Giunti fin qui, si tragga la conclusione di quanto l’autore di questo articolo odii genuinamente il lettore, a tal punto da immaginare il momento in cui, arrivato chissà come a questo punto della lettura, venga colto da orrendo e plateale infarto. Un trauma per chiunque gli stia intorno. Soprattutto per la vecchia madre che stramazza al suolo producendosi in un roco e gutturale urlo di bestia. Ecco che a questo punto appare Satana e balla La Cumparsita con gli astanti, tutti gioviali.
Non è la tv ad aver dimenticato Maurizio Milani come ha sostenuto recentemente qualcuno, è Carlo ad aver dimenticato la TV. E’ l’unico che ha il coraggio di non rispondere al telefono quando lo chiamano per farla.
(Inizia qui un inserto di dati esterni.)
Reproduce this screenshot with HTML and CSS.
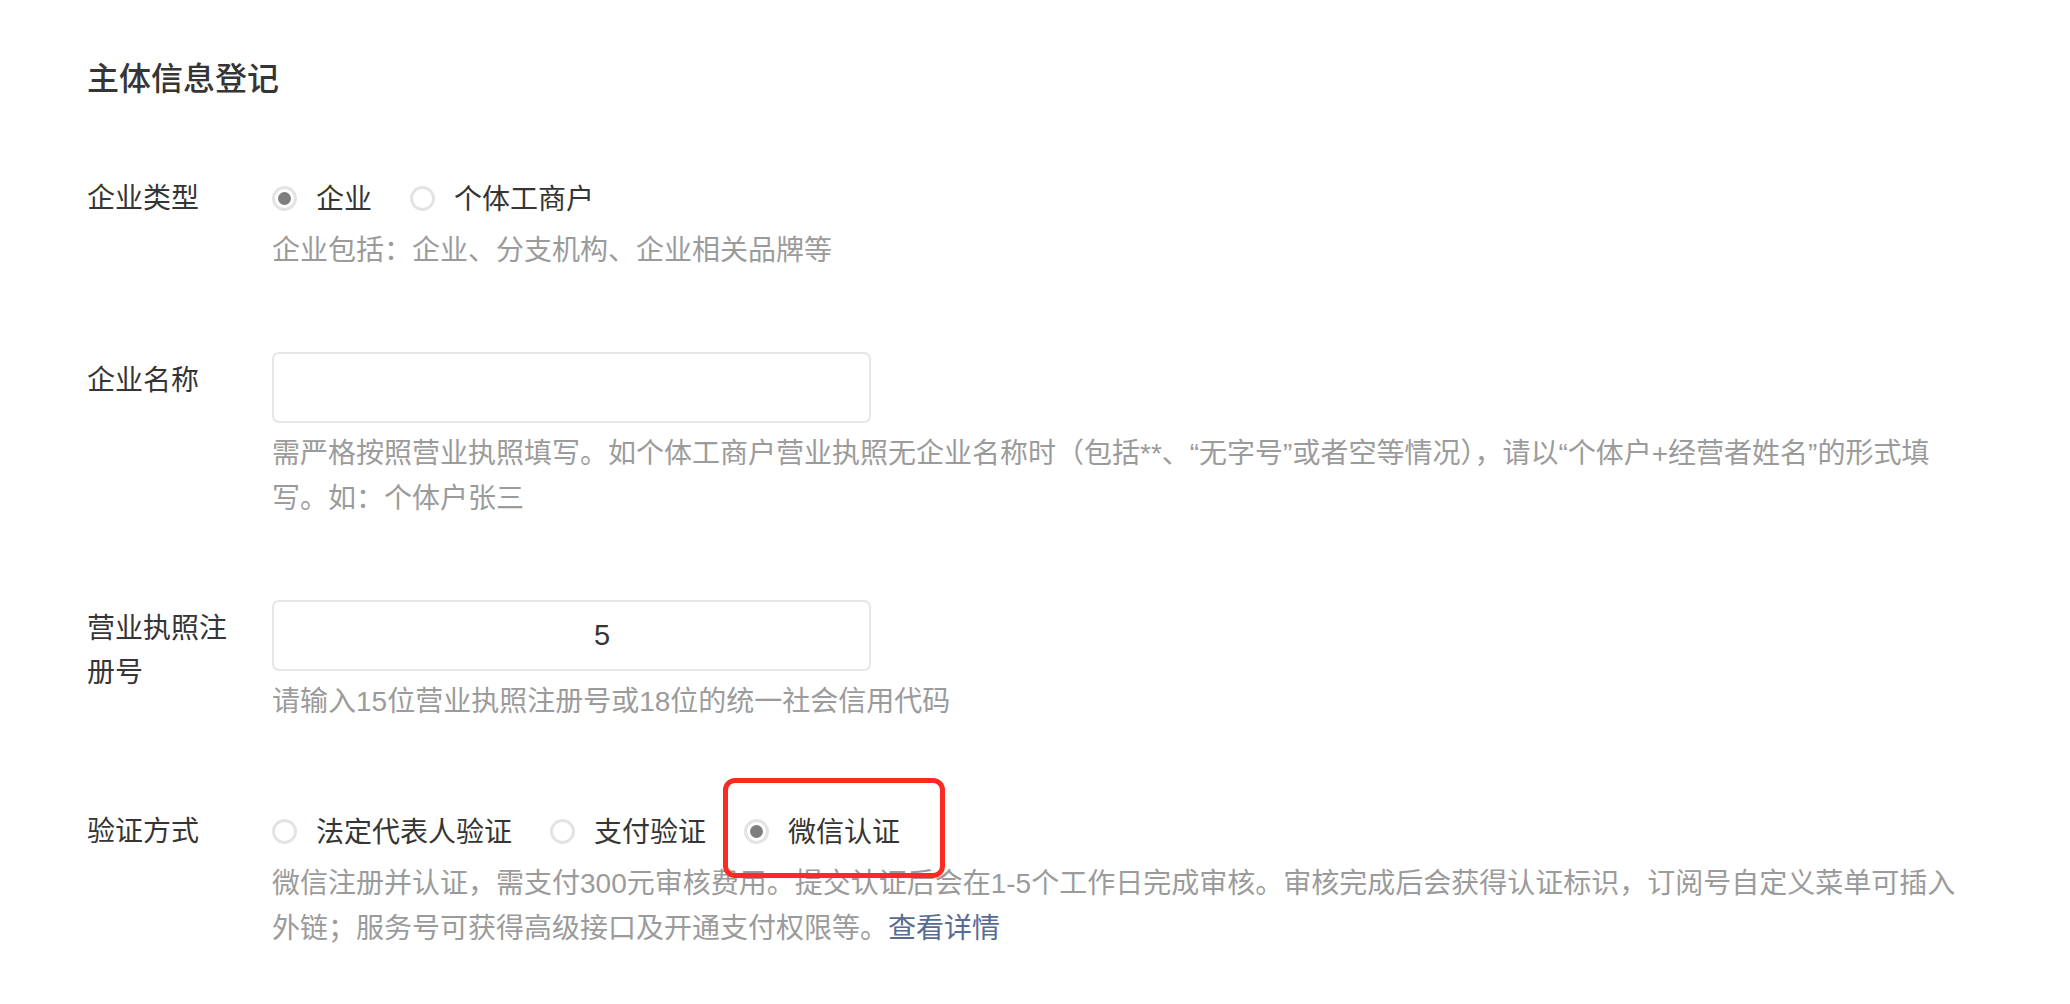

Non si può non prendere atto che un pezzo come Il Latrinaio, ad esempio, sarebbe improponibile in qualsiasi palinsesto o cornice attuale.
Maurizio Milani – Il latrinaio
Se fosse mandato in onda oggi subentrerebbero avvincenti problemi penali. Milani sarebbe accusato di razzismo e forse additato come un pazzo impresentabile. La dissociazione morale globalizzata, la narrazione comune e l’omologazione dell’immaginario e delle immagini sta desertificando anche le ultime oasi rimaste, assorbendo anche le menti più valide. Questo ultimo periodo era inutile, l’ho messo giusto per essere più polemico. Ci tengo molto a essere antipatico così mi ignorano e ho un alibi per non lavorare, che poi è l’unico vero scopo anche di questo elogio.
Detto questo, mi ero dimenticato che il tema del pezzo dovesse essere la promozione dell’ultimo libro di Milani, La La Lambro, testo bellissimo che non fa che confermare tutto quello che ho scritto.
P.S. Carlo, prima o poi, dopo che avrai scritto la tua ultima lettera d’amore puntualmente senza risposta, abbracceremo insieme un cavallo a Codogno, come ha fatto Nietzsche. Anche se poi alla fine ci renderemo conto che era un asino. Che è anche meglio. Ma noi non ce ne eravamo accorti.